Downtown shopping guide

The Best Boutiques in the Lower East Side, NYC

Orchard Street energy, concept retail with an art-world pulse, and the Lower East Side stores that still reward a sharper eye.

Quick notes

Best time to visit

Weekday afternoons are the sweet spot: enough motion to feel downtown, not so much that Orchard and Ludlow become pure foot traffic.

Best split

Start on Orchard, then choose either the Hester and Ludlow loop or the Stanton and Rivington finish. Trying to cover everything at once dulls the neighborhood.

What the LES does best

Emerging designers, art-adjacent concept retail, sharper vintage instincts, and shopping that feels more discovered than announced.

The best boutiques in the Lower East Side do not succeed because the neighborhood is tidy. They succeed because the Lower East Side still gives retail a little friction: emerging labels, more authored concept stores, stronger vintage instincts, and enough cultural residue from galleries, nightlife, and publishing to keep the shopping from feeling too resolved. This is where you come when you want point of view before polish.

That mood is clearest on Orchard, Ludlow, Hester, Stanton, and Rivington, where the district moves between womenswear, menswear, jewelry, collectible home objects, and concept retail without flattening into one aesthetic.
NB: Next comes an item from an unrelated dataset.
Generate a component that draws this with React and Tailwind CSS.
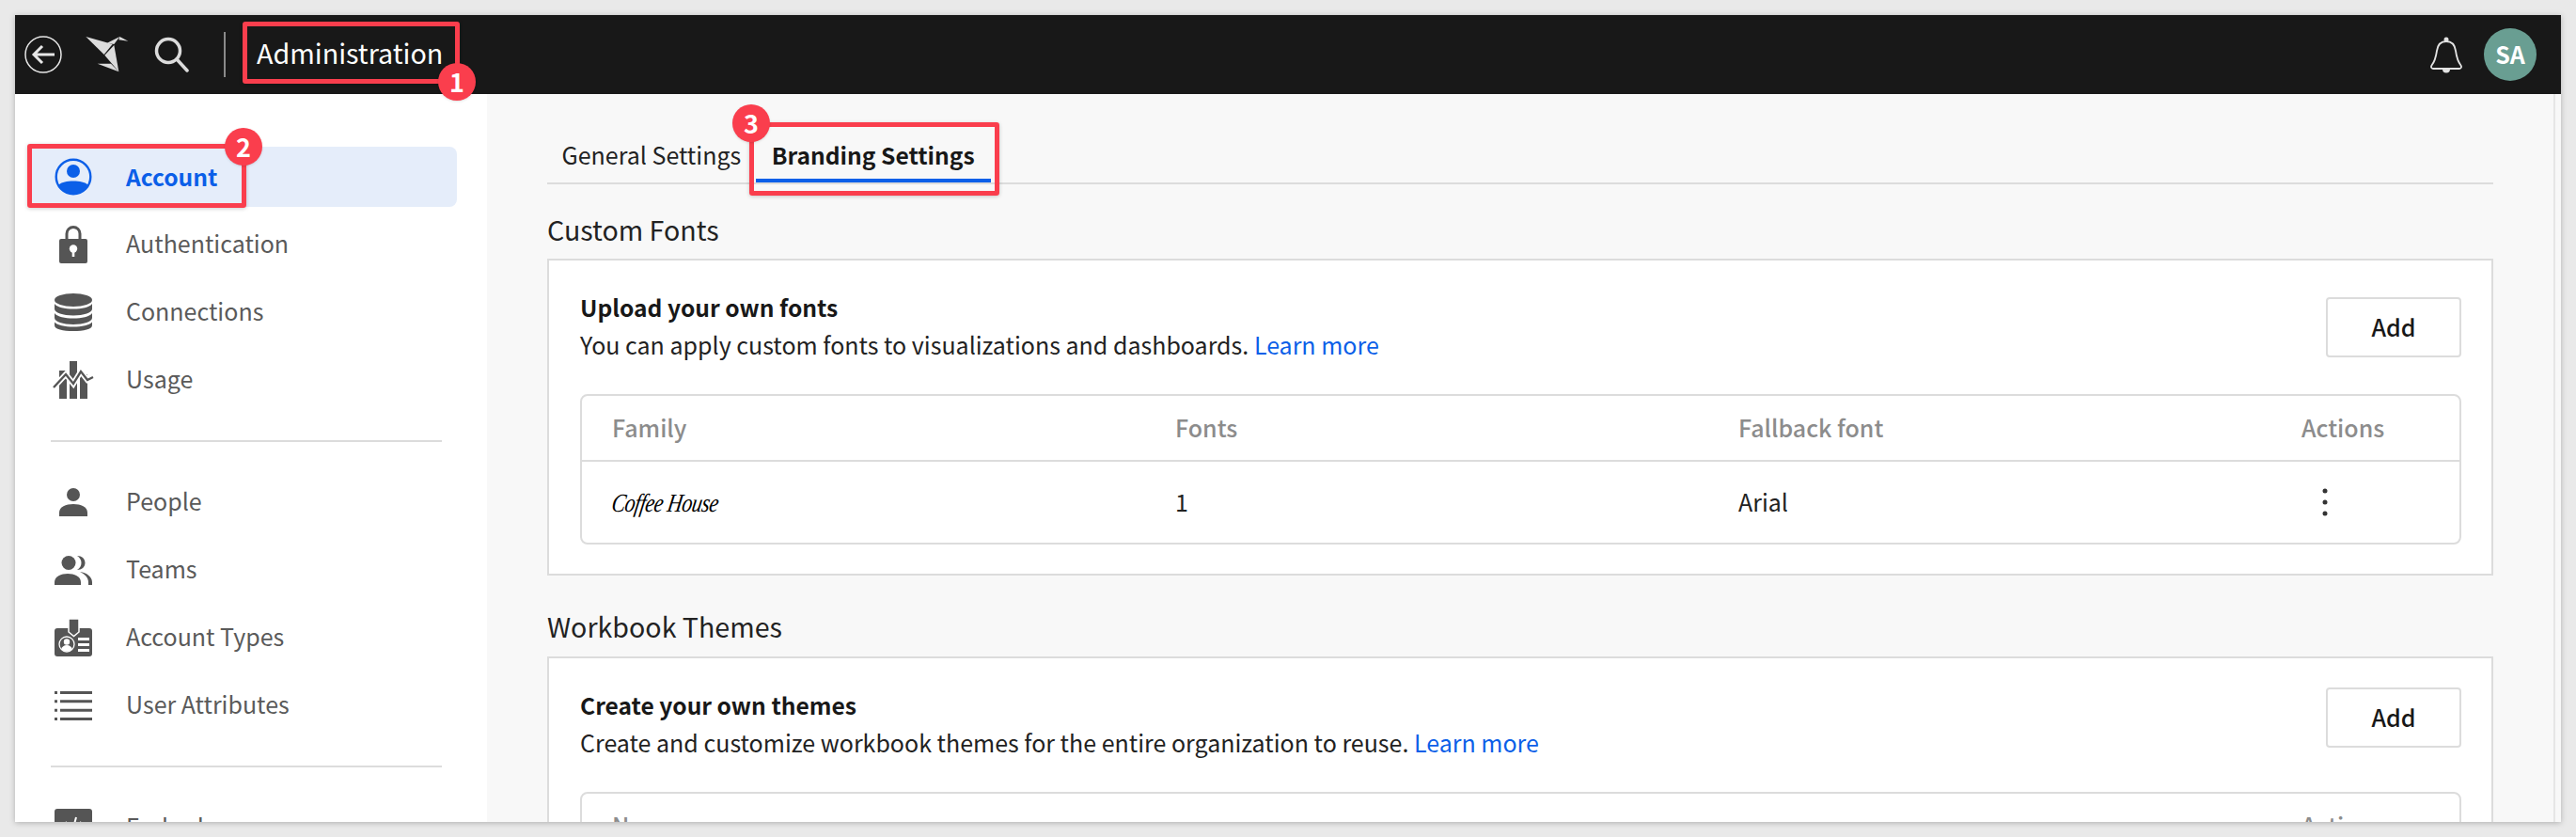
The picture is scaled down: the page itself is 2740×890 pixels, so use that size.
import React from 'react';

const AccountIcon = () => (
  <svg width="40" height="40" viewBox="0 0 40 40" fill="none">
    <circle cx="20" cy="20" r="18.300" stroke="#0b5fe8" strokeWidth="2.400" />
    <circle cx="20" cy="14" r="7" fill="#0b5fe8" />
    <path d="M4.500 28.500C8 25.500 13 24.500 20 24.500s12 1 15.500 4C32 34.500 27 38 20 38S8 34.500 4.500 28.500Z" fill="#0b5fe8" />
  </svg>
);

const LockIcon = () => (
  <svg width="30" height="40" viewBox="0 0 30 40">
    <path d="M8 15V8.500a7 7 0 0 1 14 0V15" fill="none" stroke="#555" strokeWidth="3" />
    <path d="M2 14h26a2 2 0 0 1 2 2v22a2 2 0 0 1-2 2H2a2 2 0 0 1-2-2V16a2 2 0 0 1 2-2Z" fill="#555" />
    <circle cx="15" cy="24.500" r="4.200" fill="#fff" />
    <rect x="13.700" y="25" width="2.600" height="8" fill="#fff" />
  </svg>
);

const DatabaseIcon = () => (
  <svg width="40" height="40" viewBox="0 0 40 40" fill="#555">
    <ellipse cx="20" cy="7" rx="20" ry="7" />
    <path d="M0 11c3 4 11 5.500 20 5.500S37 15 40 11v5.500c0 4-9 7-20 7S0 20.500 0 16.500Z" />
    <path d="M0 21c3 4 11 5.500 20 5.500S37 25 40 21v5c0 4-9 7-20 7S0 30 0 26Z" />
    <path d="M0 30.500c3 3.500 11 5 20 5s17-1.500 20-5V34c0 4-9 6-20 6S0 38 0 34Z" />
  </svg>
);

const UsageIcon = () => (
  <svg width="44" height="40" viewBox="0 0 44 40">
    <path d="M7 10h8v30H7ZM18 0h8v40h-8ZM29 14h8v26h-8Z" fill="#555" />
    <path d="M1 28 14 14l8 10 8-13 7 9 6-3" fill="none" stroke="#fff" strokeWidth="6" />
    <path d="M1 28 14 14l8 10 8-13 7 9 6-3" fill="none" stroke="#555" strokeWidth="2.400" />
  </svg>
);

const PersonIcon = () => (
  <svg width="30" height="30" viewBox="0 0 30 30" fill="#555">
    <circle cx="15" cy="7" r="7" />
    <path d="M0 30v-4c0-6 7-9 15-9s15 3 15 9v4Z" />
  </svg>
);

const TeamsIcon = () => (
  <svg width="40" height="31" viewBox="0 0 40 31" fill="#555">
    <circle cx="15" cy="7.500" r="7.500" />
    <path d="M0 31v-3c0-6 7-9 14-9s14 3 14 9v3Z" />
    <path d="M24 0c5 0 8.500 3 8.500 7.500S29 15 24 15c3-2 4.500-4.500 4.500-7.500S27 2 24 0Z" />
    <path d="M27 17c7 1 13 5 13 11v3h-4v-3c0-5-4-8.500-9-11Z" />
  </svg>
);

const BadgeIcon = () => (
  <svg width="40" height="40" viewBox="0 0 40 40">
    <path d="M3 10h34a3 3 0 0 1 3 3v24a3 3 0 0 1-3 3H3a3 3 0 0 1-3-3V13a3 3 0 0 1 3-3Z" fill="#555" />
    <path d="M15 0h11v14l-5.500 4.500L15 14Z" fill="#555" stroke="#fff" strokeWidth="1.500" />
    <circle cx="13" cy="27" r="8" fill="none" stroke="#fff" strokeWidth="1.300" />
    <circle cx="13" cy="24.500" r="3.200" fill="#fff" />
    <path d="M7 32.500c1-3 3-4.500 6-4.500s5 1.500 6 4.500c-3 2.500-9 2.500-12 0Z" fill="#fff" />
    <path d="M25 20h12v3H25ZM25 26h12v3H25ZM25 32h12v3H25Z" fill="#fff" />
  </svg>
);

const ListIcon = () => (
  <svg width="40" height="31" viewBox="0 0 40 31" fill="#555">
    <path d="M0 0h3v3H0ZM6 0h34v3H6ZM0 9.300h3v3H0ZM6 9.300h34v3H6ZM0 18.700h3v3H0ZM6 18.700h34v3H6ZM0 28h3v3H0ZM6 28h34v3H6Z" />
  </svg>
);

const EmbedIcon = () => (
  <svg width="40" height="40" viewBox="0 0 40 40">
    <rect width="40" height="40" rx="3" fill="#555" />
    <path d="M13 14l-6 6 6 6M27 14l6 6-6 6M23 9l-6 22" fill="none" stroke="#fff" strokeWidth="2" />
  </svg>
);

const navTop = [
  { label: 'Authentication', icon: <LockIcon /> },
  { label: 'Connections', icon: <DatabaseIcon /> },
  { label: 'Usage', icon: <UsageIcon /> },
];

const navUsers = [
  { label: 'People', icon: <PersonIcon /> },
  { label: 'Teams', icon: <TeamsIcon /> },
  { label: 'Account Types', icon: <BadgeIcon /> },
  { label: 'User Attributes', icon: <ListIcon /> },
];

const NavItem = ({ label, icon }) => (
  <div className="flex h-[72px] items-center text-[25px] text-[#5a5a5a]">
    <div className="ml-[40px] flex w-[44px] shrink-0 justify-center">{icon}</div>
    <span className="ml-[34px] -translate-y-[1px]">{label}</span>
  </div>
);

const Divider = () => <div className="mr-[48px] ml-[38px] my-[28px] h-[2px] bg-[#dcdcdc]" />;

const Sidebar = () => (
  <aside className="w-[502px] shrink-0 overflow-hidden bg-white pt-[56px]">
    <div className="ml-[16px] flex h-[64px] w-[454px] items-center rounded-r-lg bg-[#e5edfa] text-[24.6px] font-semibold text-[#0b5fe8]">
      <div className="ml-[26px] shrink-0">
        <AccountIcon />
      </div>
      <span className="ml-[36px] -translate-y-[1px]">Account</span>
    </div>
    <div className="mt-[4px]">
      {navTop.map((item) => (
        <NavItem key={item.label} {...item} />
      ))}
    </div>
    <Divider />
    {navUsers.map((item) => (
      <NavItem key={item.label} {...item} />
    ))}
    <Divider />
    <NavItem label="Embed" icon={<EmbedIcon />} />
  </aside>
);

const Header = () => (
  <header className="flex h-[84px] shrink-0 items-center bg-[#181818] pr-[26px] pl-[10px]">
    <svg width="40" height="40" viewBox="0 0 40 40" fill="none" stroke="#e6e6e6">
      <circle cx="20" cy="20" r="19" strokeWidth="1.500" />
      <path d="M32 20H10M19 11l-9 9 9 9" strokeWidth="3" />
    </svg>
    <svg className="ml-[24px]" width="48" height="40" viewBox="56 35 144 120" fill="#dcdcdc">
      <path d="M60 38 145 62 118 95Z" />
      <path d="M128 58 168 38 150 62Z" />
      <path d="M168 38 195 52 165 48Z" />
      <path d="M120 97 150 65 165 150Z" />
      <path d="M97 124 140 124 165 150Z" />
    </svg>
    <svg className="ml-[26px]" width="37" height="38" viewBox="0 0 37 38" fill="none" stroke="#dcdcdc" strokeWidth="3.500">
      <circle cx="15" cy="15" r="12.500" />
      <path d="M24 24 35 36" strokeLinecap="round" />
    </svg>
    <div className="ml-[37px] h-[48px] w-[2px] bg-[#8a8a8a]" />
    <span className="ml-[33px] -translate-y-[2px] text-[28.7px] text-white">Administration</span>
    <div className="ml-auto flex items-center gap-[23px]">
      <svg width="34" height="40" viewBox="0 0 34 40" fill="none">
        <path d="M3 35c-2 0-2.500-2-1.500-3.500C5 27 6 23 7 16 8 9 12 6 17 6s9 3 10 10c1 7 2 11 5.500 15.500 1 1.500.5 3.500-1.500 3.500Z" stroke="#e2e2e2" strokeWidth="1.800" />
        <circle cx="17" cy="4" r="2.500" fill="#e2e2e2" />
        <path d="M13 35.500h8a4 4 0 0 1-8 0Z" fill="#e2e2e2" />
      </svg>
      <div className="flex h-[56px] w-[56px] items-center justify-center rounded-full bg-[#699e92] text-[25px] font-semibold text-white">
        SA
      </div>
    </div>
  </header>
);

const SectionCard = ({ title, text, cols, row, buttonClass }) => (
  <div className="border-2 border-[#dcdcdc] bg-white pt-[30px] pr-[32px] pb-[31px] pl-[33px]">
    <div className="flex items-start justify-between">
      <div>
        <div className="text-[24.6px] leading-[39px] font-semibold text-[#181818]">{title}</div>
        <div className="mt-[1px] text-[25px] leading-[39px] text-[#222]">
          {text} <span className="text-[#0b5fe8]">Learn more</span>
        </div>
      </div>
      <button className={`h-[64px] w-[144px] rounded border-2 border-[#dcdcdc] bg-white text-[25px] font-medium text-[#181818] ${buttonClass}`}>
        Add
      </button>
    </div>
    <div className="mt-[33px] rounded-lg border-2 border-[#dcdcdc]">
      <div className="grid h-[70px] grid-cols-[599px_599px_599px_1fr] items-center border-b-2 border-[#dcdcdc] pl-[32px] text-[25px] font-medium text-[#8c8c8c]">
        {cols.map((c, i) => (
          <div key={i}>{c}</div>
        ))}
      </div>
      {row}
    </div>
  </div>
);

const fontRow = (
  <div className="grid h-[86px] grid-cols-[599px_599px_599px_1fr] items-center pl-[32px] text-[25px] text-[#222]">
    <span className="inline-block origin-left -skew-x-12 scale-y-125 text-[22px] tracking-[-0.5px] text-black italic [font-family:'Liberation_Serif',serif]">
      Coffee House
    </span>
    <span>1</span>
    <span>Arial</span>
    <svg className="ml-[22px]" width="6" height="30" viewBox="0 0 6 30" fill="#333">
      <circle cx="3" cy="3" r="2.500" />
      <circle cx="3" cy="15" r="2.500" />
      <circle cx="3" cy="27" r="2.500" />
    </svg>
  </div>
);

const Main = () => (
  <main className="min-w-0 flex-1 overflow-hidden bg-[#f8f8f8] pr-[64px] pl-[64px]">
    <div className="flex h-[96px] items-end border-b-2 border-[#dcdcdc]">
      <div className="h-[62px] px-[15.5px] pt-[10px] text-[25px] leading-[44px] text-[#222]">General Settings</div>
      <div className="h-[62px] border-b-4 border-[#0b5fe8] px-[17px] pt-[10px] text-[24.6px] leading-[44px] font-semibold text-[#181818]">
        Branding Settings
      </div>
    </div>
    <h2 className="mt-[25px] mb-[9px] text-[28.6px] leading-[45px] font-normal text-[#222]">Custom Fonts</h2>
    <SectionCard
      title="Upload your own fonts"
      text="You can apply custom fonts to visualizations and dashboards."
      cols={['Family', 'Fonts', 'Fallback font', 'Actions']}
      row={fontRow}
      buttonClass="mt-[9px]"
    />
    <h2 className="mt-[31px] mb-[10px] text-[28.6px] leading-[45px] font-normal text-[#222]">Workbook Themes</h2>
    <SectionCard
      title="Create your own themes"
      text="Create and customize workbook themes for the entire organization to reuse."
      cols={['Name', '', '', 'Actions']}
      row={null}
      buttonClass="mt-[1px]"
    />
  </main>
);

// red annotation marks sit on top of the screenshot
const Mark = ({ boxClass, badgeClass, n }) => (
  <>
    <div className={`absolute rounded-[3px] border-[5px] border-[#fa3e4d] shadow-[0_1px_4px_rgba(0,0,0,0.2)] ${boxClass}`} />
    <div className={`absolute flex h-[40px] w-[40px] items-center justify-center rounded-full bg-[#fa3e4d] text-[27px] font-bold text-white shadow ${badgeClass}`}>
      {n}
    </div>
  </>
);

export default function App() {
  return (
    <div className="relative h-[890px] w-[2740px] overflow-hidden bg-[#e9e9e9] pt-[16px] pl-[16px] [font-family:'Noto_Sans_CJK_SC','Noto_Sans',sans-serif]">
      <div className="flex h-[858px] w-[2708px] flex-col overflow-hidden shadow-[0_1px_6px_rgba(0,0,0,0.25)]">
        <Header />
        <div className="flex min-h-0 flex-1">
          <Sidebar />
          <Main />
          <div className="w-[8px] shrink-0 border-l-2 border-[#e6e6e6] bg-[#f8f8f8]" />
        </div>
      </div>
      <Mark n="1" boxClass="left-[258px] top-[23px] h-[66px] w-[231px]" badgeClass="left-[466px] top-[67px]" />
      <Mark n="2" boxClass="left-[29px] top-[153px] h-[68px] w-[233px]" badgeClass="left-[239px] top-[136px]" />
      <Mark n="3" boxClass="left-[797px] top-[130px] h-[78px] w-[266px]" badgeClass="left-[779px] top-[111px]" />
    </div>
  );
}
The right route feels art-adjacent rather than luxury-adjacent. You are not shopping for broad approval here. You are shopping for the store that feels a little more specific, a little earlier, and a little less overexposed than its uptown equivalent.

The Lower East Side also rewards a different kind of pace. SoHo asks you to cover ground. The LES asks you to pay attention. Build the afternoon around Orchard Street, let Ludlow and Hester provide the discovery loop, and save one meal for the middle or end of the route. When the neighborhood lands well, the shopping day feels less like a checklist and more like a downtown recommendation you happened to make for yourself.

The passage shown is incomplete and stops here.